◆ **Exercise objective**
Make an exact copy of the records, with the images left out.

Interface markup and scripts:
>>>>

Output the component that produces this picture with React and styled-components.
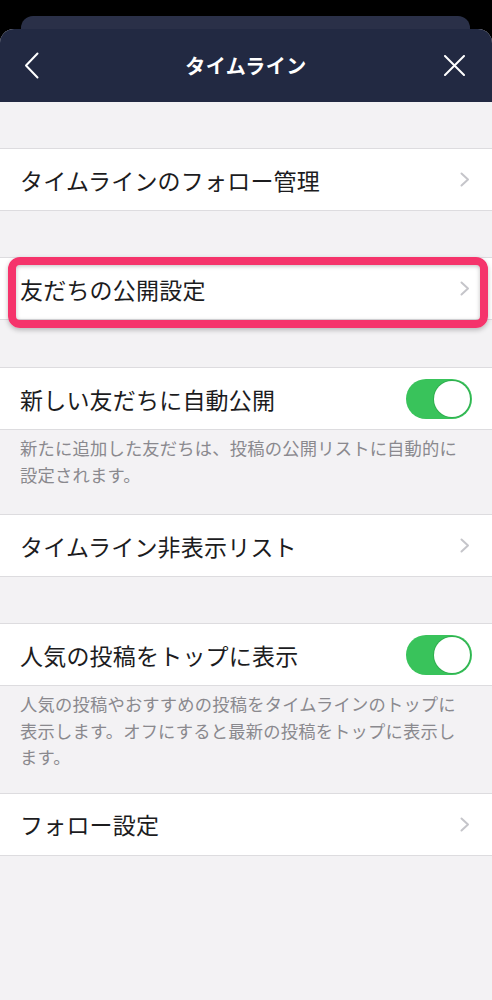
import React from "react";
import styled, { createGlobalStyle } from "styled-components";

const GlobalStyle = createGlobalStyle`
  html, body { margin: 0; padding: 0; background: #000; }
  body { font-family: "Noto Sans CJK JP", "Noto Sans", sans-serif; -webkit-font-smoothing: antialiased; }
  * { box-sizing: border-box; }
`;

const Page = styled.div`
  width: 492px;
  min-height: 1000px;
  background: #000;
  padding-top: 16px;
  display: flex;
  flex-direction: column;
`;

const BackCard = styled.div`
  margin: 0 22px 0 21px;
  height: 13px;
  background: #2a3048;
  border-radius: 12px 12px 0 0;
`;

const Sheet = styled.div`
  flex: 1;
  background: #f3f2f4;
  border-radius: 14px 14px 0 0;
  overflow: hidden;
  display: flex;
  flex-direction: column;
`;

const Header = styled.header`
  height: 73px;
  background: #222942;
  display: grid;
  grid-template-columns: 60px 1fr 60px;
  align-items: center;
  color: #fff;
`;

const Title = styled.h1`
  margin: 0;
  text-align: center;
  font-size: 20px;
  font-weight: 700;
  letter-spacing: 0.5px;
`;

const IconButton = styled.button`
  background: none;
  border: 0;
  padding: 0;
  height: 40px;
  display: flex;
  align-items: center;
  justify-content: ${(p) => (p.$end ? "flex-end" : "flex-start")};
  padding-left: ${(p) => (p.$end ? "0" : "24px")};
  padding-right: ${(p) => (p.$end ? "27px" : "0")};
  color: #fff;
`;

const Content = styled.main`
  display: flex;
  flex-direction: column;
  padding-top: 46px;
`;

const Gap = styled.div`
  height: ${(p) => p.$h || 46}px;
`;

const Row = styled.div`
  position: relative;
  height: 63px;
  background: #fff;
  border-top: 1px solid #dddcdf;
  border-bottom: 1px solid #dddcdf;
  display: flex;
  align-items: center;
  justify-content: space-between;
  padding: 0 20px 0 20px;
`;

const Label = styled.span`
  font-size: 23px;
  color: #1c1c1e;
  letter-spacing: 0.2px;
`;

const Highlight = styled.div`
  position: absolute;
  left: 8px;
  right: 4px;
  top: -1px;
  bottom: -9px;
  border: 8px solid #f5346b;
  border-radius: 12px;
  box-shadow: 0 2px 5px rgba(0, 0, 0, 0.25), inset 0 1px 4px rgba(0, 0, 0, 0.25);
  pointer-events: none;
`;

const Chevron = styled.svg`
  width: 10px;
  height: 15px;
  margin-right: 2px;
`;

const Note = styled.p`
  margin: 0;
  padding: 5px 24px ${(p) => p.$pb || 24}px 20px;
  font-size: 17.3px;
  line-height: 26.5px;
  color: #8a898e;
  letter-spacing: 0.2px;
`;

const Track = styled.div`
  width: 66px;
  height: 40px;
  border-radius: 20px;
  background: #39c35b;
  display: flex;
  align-items: center;
  justify-content: flex-end;
  padding: 2px;
`;

const Knob = styled.div`
  width: 36px;
  height: 36px;
  border-radius: 50%;
  background: #fff;
  box-shadow: 0 0 0 1px rgba(40, 160, 70, 0.6);
`;

const ChevronRight = () => (
  <Chevron viewBox="0 0 10 15" fill="none">
    <path d="M1.5 1.5 L8 7.5 L1.5 13.5" stroke="#c5c5ca" strokeWidth="2" strokeLinecap="round" strokeLinejoin="round" />
  </Chevron>
);

const Toggle = () => (
  <Track>
    <Knob />
  </Track>
);

const LinkRow = ({ label, children }) => (
  <Row>
    <Label>{label}</Label>
    <ChevronRight />
    {children}
  </Row>
);

const SwitchRow = ({ label }) => (
  <Row>
    <Label>{label}</Label>
    <Toggle />
  </Row>
);

export default function App() {
  return (
    <>
      <GlobalStyle />
      <Page>
        <BackCard />
        <Sheet>
          <Header>
            <IconButton aria-label="戻る">
              <svg width="15" height="27" viewBox="0 0 15 27" fill="none">
                <path d="M13.5 1.5 L2 13.5 L13.5 25.5" stroke="#fff" strokeWidth="2" strokeLinecap="round" strokeLinejoin="round" />
              </svg>
            </IconButton>
            <Title>タイムライン</Title>
            <IconButton $end aria-label="閉じる">
              <svg width="21" height="21" viewBox="0 0 21 21" fill="none">
                <path d="M1 1 L20 20 M20 1 L1 20" stroke="#fff" strokeWidth="2" strokeLinecap="round" />
              </svg>
            </IconButton>
          </Header>
          <Content>
            <LinkRow label="タイムラインのフォロー管理" />
            <Gap />
            <LinkRow label="友だちの公開設定">
              <Highlight />
            </LinkRow>
            <Gap $h={47} />
            <SwitchRow label="新しい友だちに自動公開" />
            <Note $pb={26}>新たに追加した友だちは、投稿の公開リストに自動的に設定されます。</Note>
            <LinkRow label="タイムライン非表示リスト" />
            <Gap />
            <SwitchRow label="人気の投稿をトップに表示" />
            <Note $pb={22}>人気の投稿やおすすめの投稿をタイムラインのトップに表示します。オフにすると最新の投稿をトップに表示します。</Note>
            <LinkRow label="フォロー設定" />
          </Content>
        </Sheet>
      </Page>
    </>
  );
}
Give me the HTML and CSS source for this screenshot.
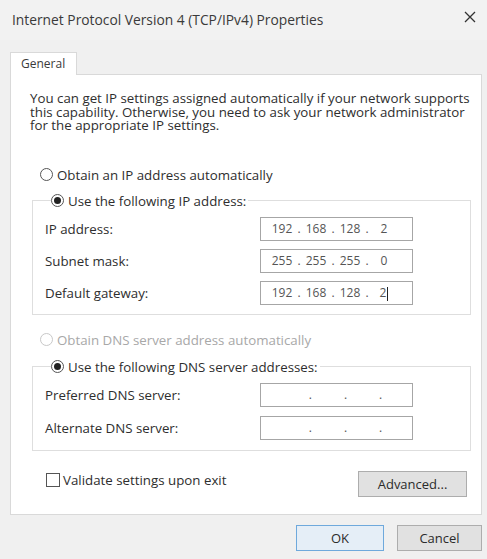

<<<<

◆ **Answer in full**
Output the component that produces this picture with React and styled-components.
import React from "react";
import styled, { createGlobalStyle } from "styled-components";

const GlobalStyle = createGlobalStyle`
  html, body { margin: 0; padding: 0; background: #000; }
  body { font-family: "Noto Sans CJK JP", "Noto Sans", sans-serif; -webkit-font-smoothing: antialiased; }
  * { box-sizing: border-box; }
`;

const Page = styled.div`
  width: 492px;
  min-height: 1000px;
  background: #000;
  padding-top: 16px;
  display: flex;
  flex-direction: column;
`;

const BackCard = styled.div`
  margin: 0 22px 0 21px;
  height: 13px;
  background: #2a3048;
  border-radius: 12px 12px 0 0;
`;

const Sheet = styled.div`
  flex: 1;
  background: #f3f2f4;
  border-radius: 14px 14px 0 0;
  overflow: hidden;
  display: flex;
  flex-direction: column;
`;

const Header = styled.header`
  height: 73px;
  background: #222942;
  display: grid;
  grid-template-columns: 60px 1fr 60px;
  align-items: center;
  color: #fff;
`;

const Title = styled.h1`
  margin: 0;
  text-align: center;
  font-size: 20px;
  font-weight: 700;
  letter-spacing: 0.5px;
`;

const IconButton = styled.button`
  background: none;
  border: 0;
  padding: 0;
  height: 40px;
  display: flex;
  align-items: center;
  justify-content: ${(p) => (p.$end ? "flex-end" : "flex-start")};
  padding-left: ${(p) => (p.$end ? "0" : "24px")};
  padding-right: ${(p) => (p.$end ? "27px" : "0")};
  color: #fff;
`;

const Content = styled.main`
  display: flex;
  flex-direction: column;
  padding-top: 46px;
`;

const Gap = styled.div`
  height: ${(p) => p.$h || 46}px;
`;

const Row = styled.div`
  position: relative;
  height: 63px;
  background: #fff;
  border-top: 1px solid #dddcdf;
  border-bottom: 1px solid #dddcdf;
  display: flex;
  align-items: center;
  justify-content: space-between;
  padding: 0 20px 0 20px;
`;

const Label = styled.span`
  font-size: 23px;
  color: #1c1c1e;
  letter-spacing: 0.2px;
`;

const Highlight = styled.div`
  position: absolute;
  left: 8px;
  right: 4px;
  top: -1px;
  bottom: -9px;
  border: 8px solid #f5346b;
  border-radius: 12px;
  box-shadow: 0 2px 5px rgba(0, 0, 0, 0.25), inset 0 1px 4px rgba(0, 0, 0, 0.25);
  pointer-events: none;
`;

const Chevron = styled.svg`
  width: 10px;
  height: 15px;
  margin-right: 2px;
`;

const Note = styled.p`
  margin: 0;
  padding: 5px 24px ${(p) => p.$pb || 24}px 20px;
  font-size: 17.3px;
  line-height: 26.5px;
  color: #8a898e;
  letter-spacing: 0.2px;
`;

const Track = styled.div`
  width: 66px;
  height: 40px;
  border-radius: 20px;
  background: #39c35b;
  display: flex;
  align-items: center;
  justify-content: flex-end;
  padding: 2px;
`;

const Knob = styled.div`
  width: 36px;
  height: 36px;
  border-radius: 50%;
  background: #fff;
  box-shadow: 0 0 0 1px rgba(40, 160, 70, 0.6);
`;

const ChevronRight = () => (
  <Chevron viewBox="0 0 10 15" fill="none">
    <path d="M1.5 1.5 L8 7.5 L1.5 13.5" stroke="#c5c5ca" strokeWidth="2" strokeLinecap="round" strokeLinejoin="round" />
  </Chevron>
);

const Toggle = () => (
  <Track>
    <Knob />
  </Track>
);

const LinkRow = ({ label, children }) => (
  <Row>
    <Label>{label}</Label>
    <ChevronRight />
    {children}
  </Row>
);

const SwitchRow = ({ label }) => (
  <Row>
    <Label>{label}</Label>
    <Toggle />
  </Row>
);

export default function App() {
  return (
    <>
      <GlobalStyle />
      <Page>
        <BackCard />
        <Sheet>
          <Header>
            <IconButton aria-label="戻る">
              <svg width="15" height="27" viewBox="0 0 15 27" fill="none">
                <path d="M13.5 1.5 L2 13.5 L13.5 25.5" stroke="#fff" strokeWidth="2" strokeLinecap="round" strokeLinejoin="round" />
              </svg>
            </IconButton>
            <Title>タイムライン</Title>
            <IconButton $end aria-label="閉じる">
              <svg width="21" height="21" viewBox="0 0 21 21" fill="none">
                <path d="M1 1 L20 20 M20 1 L1 20" stroke="#fff" strokeWidth="2" strokeLinecap="round" />
              </svg>
            </IconButton>
          </Header>
          <Content>
            <LinkRow label="タイムラインのフォロー管理" />
            <Gap />
            <LinkRow label="友だちの公開設定">
              <Highlight />
            </LinkRow>
            <Gap $h={47} />
            <SwitchRow label="新しい友だちに自動公開" />
            <Note $pb={26}>新たに追加した友だちは、投稿の公開リストに自動的に設定されます。</Note>
            <LinkRow label="タイムライン非表示リスト" />
            <Gap />
            <SwitchRow label="人気の投稿をトップに表示" />
            <Note $pb={22}>人気の投稿やおすすめの投稿をタイムラインのトップに表示します。オフにすると最新の投稿をトップに表示します。</Note>
            <LinkRow label="フォロー設定" />
          </Content>
        </Sheet>
      </Page>
    </>
  );
}
Give me the HTML and CSS source for this screenshot.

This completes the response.